__WHAT YOU NEED TO DO__. Can you output, word for word, the lines between the one holding "Clone this table" and the one holding "string; topic: string;", inclusive, leaving out any pictures?

__Data extracted from a collection__.
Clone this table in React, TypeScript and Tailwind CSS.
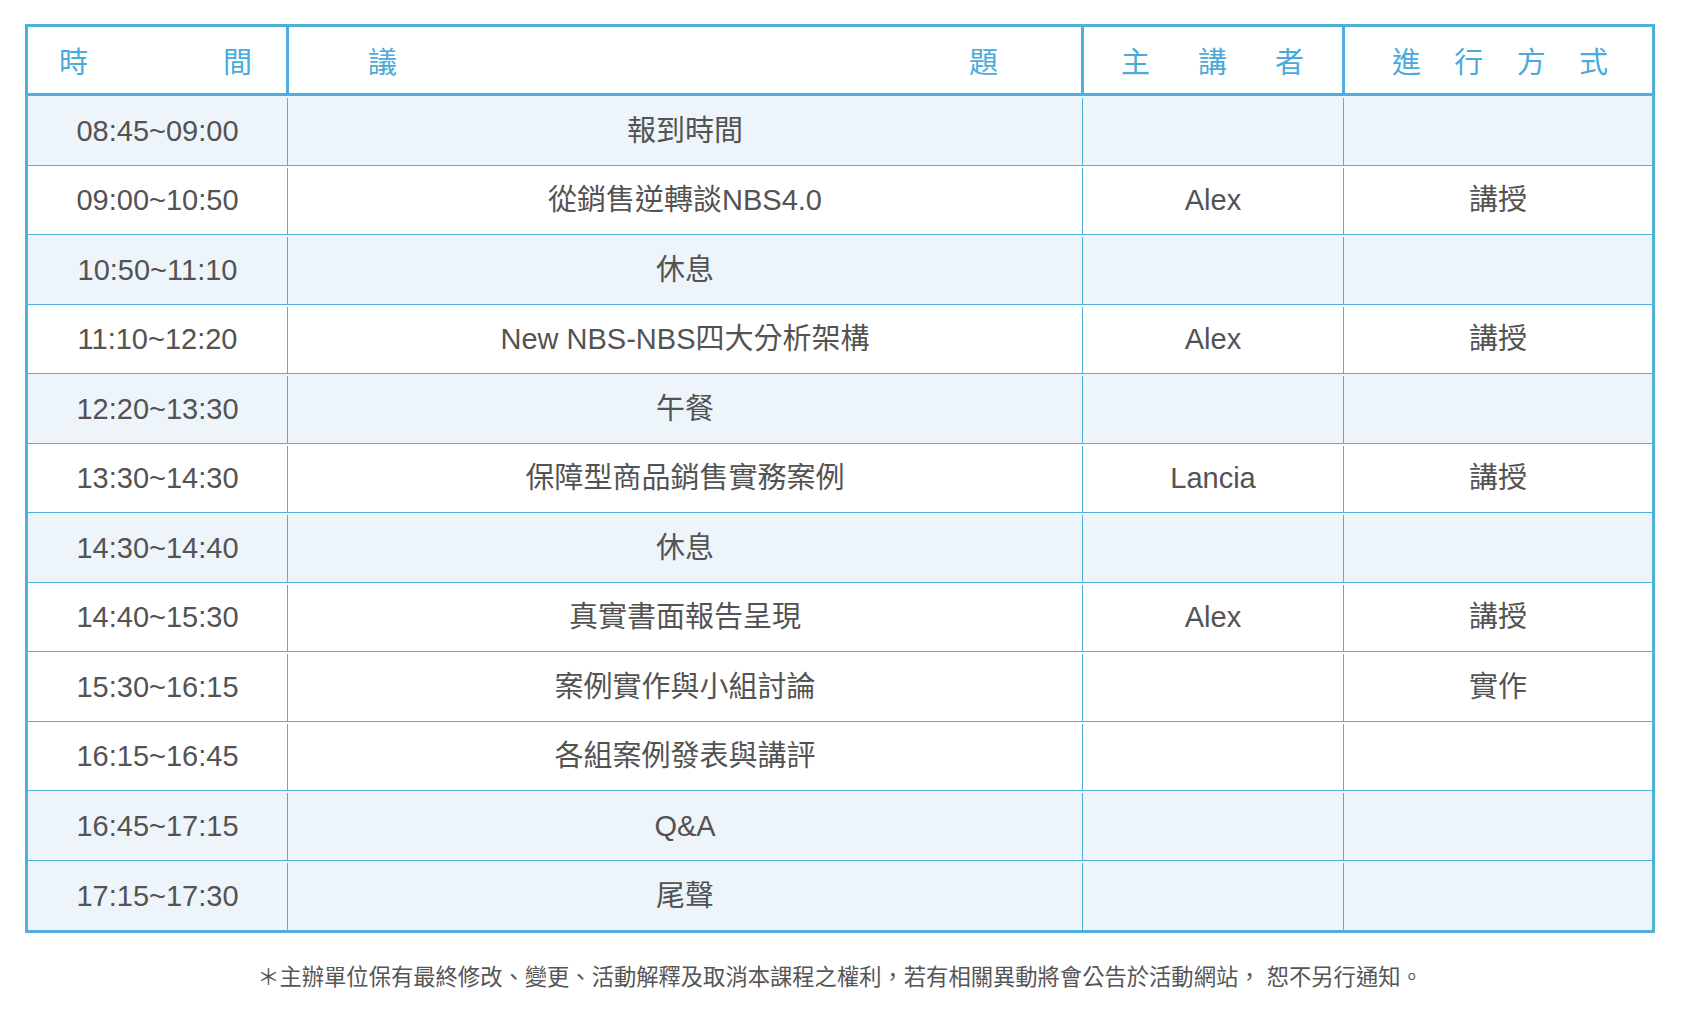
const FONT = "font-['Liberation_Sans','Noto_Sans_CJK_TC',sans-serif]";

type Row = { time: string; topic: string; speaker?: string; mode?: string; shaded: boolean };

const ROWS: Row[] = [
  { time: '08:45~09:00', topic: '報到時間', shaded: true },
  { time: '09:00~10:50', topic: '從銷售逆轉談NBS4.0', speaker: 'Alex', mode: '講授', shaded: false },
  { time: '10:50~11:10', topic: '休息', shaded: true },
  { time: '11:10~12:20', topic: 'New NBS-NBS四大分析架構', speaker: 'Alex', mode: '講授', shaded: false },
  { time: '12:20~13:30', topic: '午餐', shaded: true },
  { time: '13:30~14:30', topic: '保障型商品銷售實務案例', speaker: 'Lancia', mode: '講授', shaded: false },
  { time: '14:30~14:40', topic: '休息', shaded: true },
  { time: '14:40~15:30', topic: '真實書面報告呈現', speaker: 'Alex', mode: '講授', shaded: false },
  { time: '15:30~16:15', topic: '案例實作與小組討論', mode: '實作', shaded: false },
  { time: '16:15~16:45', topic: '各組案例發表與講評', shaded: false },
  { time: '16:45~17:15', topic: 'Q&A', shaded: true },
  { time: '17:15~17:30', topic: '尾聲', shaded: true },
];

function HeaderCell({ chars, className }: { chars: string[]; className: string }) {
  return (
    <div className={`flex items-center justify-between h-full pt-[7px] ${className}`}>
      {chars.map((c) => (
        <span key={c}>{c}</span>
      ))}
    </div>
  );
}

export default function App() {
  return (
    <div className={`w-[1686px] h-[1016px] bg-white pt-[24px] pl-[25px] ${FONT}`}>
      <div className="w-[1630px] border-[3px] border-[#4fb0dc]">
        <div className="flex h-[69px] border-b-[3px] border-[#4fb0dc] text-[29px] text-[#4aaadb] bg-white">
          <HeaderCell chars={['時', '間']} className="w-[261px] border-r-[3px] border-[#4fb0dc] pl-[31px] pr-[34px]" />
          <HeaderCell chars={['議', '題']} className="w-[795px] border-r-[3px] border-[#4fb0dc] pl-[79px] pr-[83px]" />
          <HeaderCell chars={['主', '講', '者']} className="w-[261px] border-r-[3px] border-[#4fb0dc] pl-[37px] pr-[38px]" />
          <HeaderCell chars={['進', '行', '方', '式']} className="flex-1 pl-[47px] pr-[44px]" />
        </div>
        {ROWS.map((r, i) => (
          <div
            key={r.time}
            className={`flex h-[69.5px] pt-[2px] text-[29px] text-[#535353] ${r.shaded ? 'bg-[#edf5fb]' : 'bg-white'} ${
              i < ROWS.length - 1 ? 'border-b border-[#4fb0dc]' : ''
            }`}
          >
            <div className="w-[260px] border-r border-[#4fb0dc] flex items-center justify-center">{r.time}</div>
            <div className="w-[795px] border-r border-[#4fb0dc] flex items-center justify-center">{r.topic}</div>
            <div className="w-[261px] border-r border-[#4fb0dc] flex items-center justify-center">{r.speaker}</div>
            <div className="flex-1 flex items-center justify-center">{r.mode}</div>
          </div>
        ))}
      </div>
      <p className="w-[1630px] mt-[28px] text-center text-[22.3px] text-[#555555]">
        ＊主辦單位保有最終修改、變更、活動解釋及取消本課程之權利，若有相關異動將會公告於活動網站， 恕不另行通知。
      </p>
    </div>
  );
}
* * *
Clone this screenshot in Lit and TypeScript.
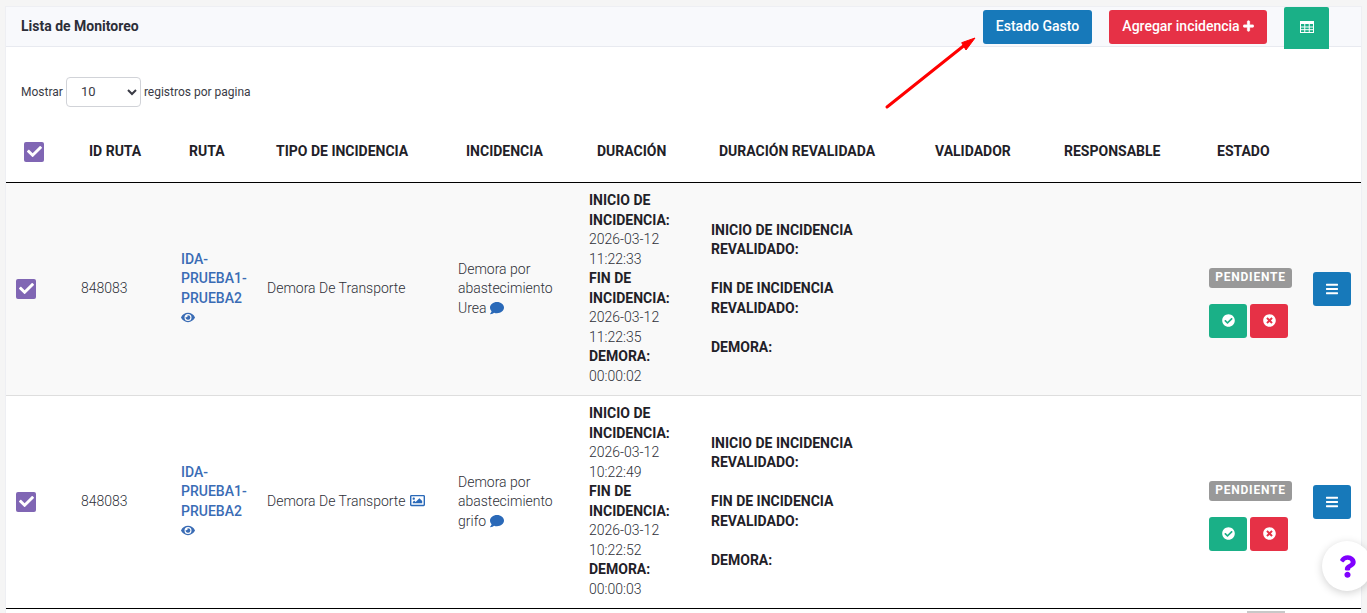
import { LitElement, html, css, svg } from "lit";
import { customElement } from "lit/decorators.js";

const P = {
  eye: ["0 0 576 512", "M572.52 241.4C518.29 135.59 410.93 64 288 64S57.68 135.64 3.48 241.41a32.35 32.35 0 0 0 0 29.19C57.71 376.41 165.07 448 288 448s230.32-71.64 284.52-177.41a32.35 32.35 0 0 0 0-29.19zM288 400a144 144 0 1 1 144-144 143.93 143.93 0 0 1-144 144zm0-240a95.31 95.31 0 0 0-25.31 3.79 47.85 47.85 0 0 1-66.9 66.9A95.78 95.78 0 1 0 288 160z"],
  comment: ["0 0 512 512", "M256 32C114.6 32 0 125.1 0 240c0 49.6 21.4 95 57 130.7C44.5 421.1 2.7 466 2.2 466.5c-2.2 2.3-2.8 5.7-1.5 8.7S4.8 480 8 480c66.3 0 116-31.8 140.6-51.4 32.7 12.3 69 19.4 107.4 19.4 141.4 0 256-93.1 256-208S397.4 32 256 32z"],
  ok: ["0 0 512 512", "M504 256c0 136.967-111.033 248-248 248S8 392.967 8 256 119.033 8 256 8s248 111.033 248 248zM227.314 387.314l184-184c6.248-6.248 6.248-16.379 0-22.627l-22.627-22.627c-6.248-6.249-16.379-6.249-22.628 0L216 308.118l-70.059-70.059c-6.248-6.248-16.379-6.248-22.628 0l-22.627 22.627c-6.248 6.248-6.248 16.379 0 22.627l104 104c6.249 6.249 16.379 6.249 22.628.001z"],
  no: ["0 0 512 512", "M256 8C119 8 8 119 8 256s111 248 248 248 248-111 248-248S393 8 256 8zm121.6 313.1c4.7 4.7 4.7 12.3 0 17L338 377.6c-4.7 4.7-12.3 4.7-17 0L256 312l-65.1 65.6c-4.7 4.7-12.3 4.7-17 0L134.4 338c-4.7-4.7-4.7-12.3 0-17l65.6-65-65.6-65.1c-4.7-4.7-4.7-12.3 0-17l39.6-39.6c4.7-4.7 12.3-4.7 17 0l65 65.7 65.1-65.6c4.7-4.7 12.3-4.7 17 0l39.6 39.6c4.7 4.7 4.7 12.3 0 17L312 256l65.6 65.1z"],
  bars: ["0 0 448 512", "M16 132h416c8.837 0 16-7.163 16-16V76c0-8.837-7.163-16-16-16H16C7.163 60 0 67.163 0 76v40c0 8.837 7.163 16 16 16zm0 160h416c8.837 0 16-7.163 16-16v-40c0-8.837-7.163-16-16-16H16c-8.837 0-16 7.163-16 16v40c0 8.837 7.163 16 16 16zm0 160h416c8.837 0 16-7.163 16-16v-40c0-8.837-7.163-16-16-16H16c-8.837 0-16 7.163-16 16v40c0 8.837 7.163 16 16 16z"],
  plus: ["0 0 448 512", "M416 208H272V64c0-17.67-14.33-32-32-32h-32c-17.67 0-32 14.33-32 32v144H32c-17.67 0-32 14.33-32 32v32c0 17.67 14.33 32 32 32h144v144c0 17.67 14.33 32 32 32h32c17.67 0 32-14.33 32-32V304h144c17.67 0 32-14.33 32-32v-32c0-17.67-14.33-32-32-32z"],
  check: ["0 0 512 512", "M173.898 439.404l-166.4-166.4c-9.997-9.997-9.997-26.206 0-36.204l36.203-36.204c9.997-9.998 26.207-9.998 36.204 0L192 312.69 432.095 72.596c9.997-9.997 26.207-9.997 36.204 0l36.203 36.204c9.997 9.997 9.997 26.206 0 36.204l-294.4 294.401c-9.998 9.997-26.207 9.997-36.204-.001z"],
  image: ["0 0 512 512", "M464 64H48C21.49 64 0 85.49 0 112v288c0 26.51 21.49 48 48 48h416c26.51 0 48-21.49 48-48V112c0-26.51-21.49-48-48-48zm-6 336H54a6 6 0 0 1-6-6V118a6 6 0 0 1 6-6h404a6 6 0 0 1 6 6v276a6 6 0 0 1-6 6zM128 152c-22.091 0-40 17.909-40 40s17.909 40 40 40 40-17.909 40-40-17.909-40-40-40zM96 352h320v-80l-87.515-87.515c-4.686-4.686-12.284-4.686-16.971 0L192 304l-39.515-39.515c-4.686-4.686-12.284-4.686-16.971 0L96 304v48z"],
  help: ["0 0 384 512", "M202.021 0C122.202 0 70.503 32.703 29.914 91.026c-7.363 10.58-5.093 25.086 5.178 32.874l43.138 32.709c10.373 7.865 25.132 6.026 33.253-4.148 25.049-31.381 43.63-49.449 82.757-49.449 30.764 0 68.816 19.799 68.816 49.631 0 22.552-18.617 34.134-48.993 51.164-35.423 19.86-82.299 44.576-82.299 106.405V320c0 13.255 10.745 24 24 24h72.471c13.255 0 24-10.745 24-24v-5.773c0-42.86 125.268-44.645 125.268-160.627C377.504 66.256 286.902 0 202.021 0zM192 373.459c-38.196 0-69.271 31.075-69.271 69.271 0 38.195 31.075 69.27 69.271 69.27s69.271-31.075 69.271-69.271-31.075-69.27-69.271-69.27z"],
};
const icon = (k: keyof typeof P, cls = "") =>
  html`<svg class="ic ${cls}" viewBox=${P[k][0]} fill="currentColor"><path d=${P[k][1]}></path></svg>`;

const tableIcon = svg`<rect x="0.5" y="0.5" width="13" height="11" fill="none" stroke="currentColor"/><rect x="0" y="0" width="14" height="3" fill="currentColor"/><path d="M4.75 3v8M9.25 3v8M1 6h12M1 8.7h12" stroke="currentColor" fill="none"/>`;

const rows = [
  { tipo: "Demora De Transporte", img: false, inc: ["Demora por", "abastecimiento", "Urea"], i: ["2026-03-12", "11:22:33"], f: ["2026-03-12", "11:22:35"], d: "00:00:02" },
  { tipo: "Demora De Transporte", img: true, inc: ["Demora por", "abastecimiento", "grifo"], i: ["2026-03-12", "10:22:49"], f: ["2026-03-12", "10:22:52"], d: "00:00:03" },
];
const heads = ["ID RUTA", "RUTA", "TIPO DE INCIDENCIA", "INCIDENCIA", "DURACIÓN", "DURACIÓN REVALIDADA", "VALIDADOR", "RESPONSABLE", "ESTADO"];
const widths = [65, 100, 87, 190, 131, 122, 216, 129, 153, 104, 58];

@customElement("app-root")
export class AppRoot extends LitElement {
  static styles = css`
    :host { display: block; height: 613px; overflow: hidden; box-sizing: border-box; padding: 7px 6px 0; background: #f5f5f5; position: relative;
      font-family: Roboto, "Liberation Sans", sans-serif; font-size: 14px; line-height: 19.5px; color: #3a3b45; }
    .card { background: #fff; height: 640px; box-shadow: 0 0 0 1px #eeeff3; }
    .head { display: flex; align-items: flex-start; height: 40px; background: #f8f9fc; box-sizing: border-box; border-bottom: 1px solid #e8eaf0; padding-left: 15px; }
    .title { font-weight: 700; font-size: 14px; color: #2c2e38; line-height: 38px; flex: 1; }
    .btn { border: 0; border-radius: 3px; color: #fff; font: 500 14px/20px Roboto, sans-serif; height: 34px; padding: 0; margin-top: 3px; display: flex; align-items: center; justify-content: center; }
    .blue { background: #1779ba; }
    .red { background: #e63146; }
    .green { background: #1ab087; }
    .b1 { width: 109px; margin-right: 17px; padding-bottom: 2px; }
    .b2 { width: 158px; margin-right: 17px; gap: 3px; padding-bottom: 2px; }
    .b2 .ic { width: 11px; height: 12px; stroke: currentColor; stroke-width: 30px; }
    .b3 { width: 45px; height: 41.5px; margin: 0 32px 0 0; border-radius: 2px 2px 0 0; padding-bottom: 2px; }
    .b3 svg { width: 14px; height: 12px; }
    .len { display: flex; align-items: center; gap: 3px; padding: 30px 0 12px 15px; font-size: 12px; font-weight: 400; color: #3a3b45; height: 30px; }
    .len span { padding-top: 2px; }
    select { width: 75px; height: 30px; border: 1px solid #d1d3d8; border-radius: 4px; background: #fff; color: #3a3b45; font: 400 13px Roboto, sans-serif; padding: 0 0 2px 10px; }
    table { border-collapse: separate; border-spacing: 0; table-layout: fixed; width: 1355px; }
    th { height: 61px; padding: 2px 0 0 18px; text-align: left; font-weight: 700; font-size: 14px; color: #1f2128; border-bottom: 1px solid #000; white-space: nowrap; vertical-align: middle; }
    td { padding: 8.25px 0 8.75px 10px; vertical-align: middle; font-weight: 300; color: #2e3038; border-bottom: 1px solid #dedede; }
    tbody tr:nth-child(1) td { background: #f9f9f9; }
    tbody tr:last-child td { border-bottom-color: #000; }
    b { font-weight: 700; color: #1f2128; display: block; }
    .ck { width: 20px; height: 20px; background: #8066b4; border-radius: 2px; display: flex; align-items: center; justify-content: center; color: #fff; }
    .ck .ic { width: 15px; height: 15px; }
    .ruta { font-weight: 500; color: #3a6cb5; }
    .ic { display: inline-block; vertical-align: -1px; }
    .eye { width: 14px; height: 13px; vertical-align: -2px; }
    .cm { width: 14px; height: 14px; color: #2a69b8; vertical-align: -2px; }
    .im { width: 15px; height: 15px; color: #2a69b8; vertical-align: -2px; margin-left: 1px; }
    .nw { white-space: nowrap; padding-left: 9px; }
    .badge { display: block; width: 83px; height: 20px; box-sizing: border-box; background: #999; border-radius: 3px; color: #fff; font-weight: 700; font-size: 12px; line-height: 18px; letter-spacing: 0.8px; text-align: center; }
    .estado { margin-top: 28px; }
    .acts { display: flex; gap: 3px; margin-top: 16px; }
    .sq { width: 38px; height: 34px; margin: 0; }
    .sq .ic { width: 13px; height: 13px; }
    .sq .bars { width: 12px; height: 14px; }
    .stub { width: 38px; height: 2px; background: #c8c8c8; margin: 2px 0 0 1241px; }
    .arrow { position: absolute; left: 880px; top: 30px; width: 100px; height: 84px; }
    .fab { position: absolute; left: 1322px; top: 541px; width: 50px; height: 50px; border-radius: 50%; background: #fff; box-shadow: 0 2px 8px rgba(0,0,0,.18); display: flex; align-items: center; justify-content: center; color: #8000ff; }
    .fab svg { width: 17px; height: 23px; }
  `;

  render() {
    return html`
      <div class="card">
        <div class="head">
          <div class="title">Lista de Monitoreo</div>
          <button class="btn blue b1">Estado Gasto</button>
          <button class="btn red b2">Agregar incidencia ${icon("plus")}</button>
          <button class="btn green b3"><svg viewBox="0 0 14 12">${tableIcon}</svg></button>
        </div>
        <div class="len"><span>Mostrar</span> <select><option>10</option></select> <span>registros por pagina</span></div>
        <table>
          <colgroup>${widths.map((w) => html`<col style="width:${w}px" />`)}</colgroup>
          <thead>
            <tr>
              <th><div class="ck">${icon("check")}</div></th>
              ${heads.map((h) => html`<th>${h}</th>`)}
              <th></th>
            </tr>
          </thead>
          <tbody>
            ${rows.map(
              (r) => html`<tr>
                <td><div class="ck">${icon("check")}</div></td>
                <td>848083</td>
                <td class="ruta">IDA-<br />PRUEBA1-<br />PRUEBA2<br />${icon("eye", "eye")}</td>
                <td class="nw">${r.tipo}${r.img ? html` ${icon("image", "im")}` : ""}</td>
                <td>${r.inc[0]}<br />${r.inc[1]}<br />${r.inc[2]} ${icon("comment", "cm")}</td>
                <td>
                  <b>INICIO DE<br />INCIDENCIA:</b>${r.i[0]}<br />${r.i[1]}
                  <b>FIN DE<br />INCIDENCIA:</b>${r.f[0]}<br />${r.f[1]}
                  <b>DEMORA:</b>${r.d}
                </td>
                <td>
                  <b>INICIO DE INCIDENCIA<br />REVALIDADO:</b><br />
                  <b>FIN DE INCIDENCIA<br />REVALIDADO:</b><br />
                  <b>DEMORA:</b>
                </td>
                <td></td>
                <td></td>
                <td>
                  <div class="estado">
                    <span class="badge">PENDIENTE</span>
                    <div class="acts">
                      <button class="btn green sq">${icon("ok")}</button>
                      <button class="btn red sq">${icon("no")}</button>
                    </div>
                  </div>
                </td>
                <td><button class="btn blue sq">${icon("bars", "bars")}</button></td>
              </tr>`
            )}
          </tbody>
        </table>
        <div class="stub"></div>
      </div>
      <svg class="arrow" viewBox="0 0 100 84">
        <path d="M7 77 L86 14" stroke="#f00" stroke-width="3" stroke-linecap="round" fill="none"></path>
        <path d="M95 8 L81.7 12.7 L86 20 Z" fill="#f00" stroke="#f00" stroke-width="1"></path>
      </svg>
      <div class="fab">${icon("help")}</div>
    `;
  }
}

__COMPLETE OUTPUT__.
Clone this table in React, TypeScript and Tailwind CSS.
const FONT = "font-['Liberation_Sans','Noto_Sans_CJK_TC',sans-serif]";

type Row = { time: string; topic: string; speaker?: string; mode?: string; shaded: boolean };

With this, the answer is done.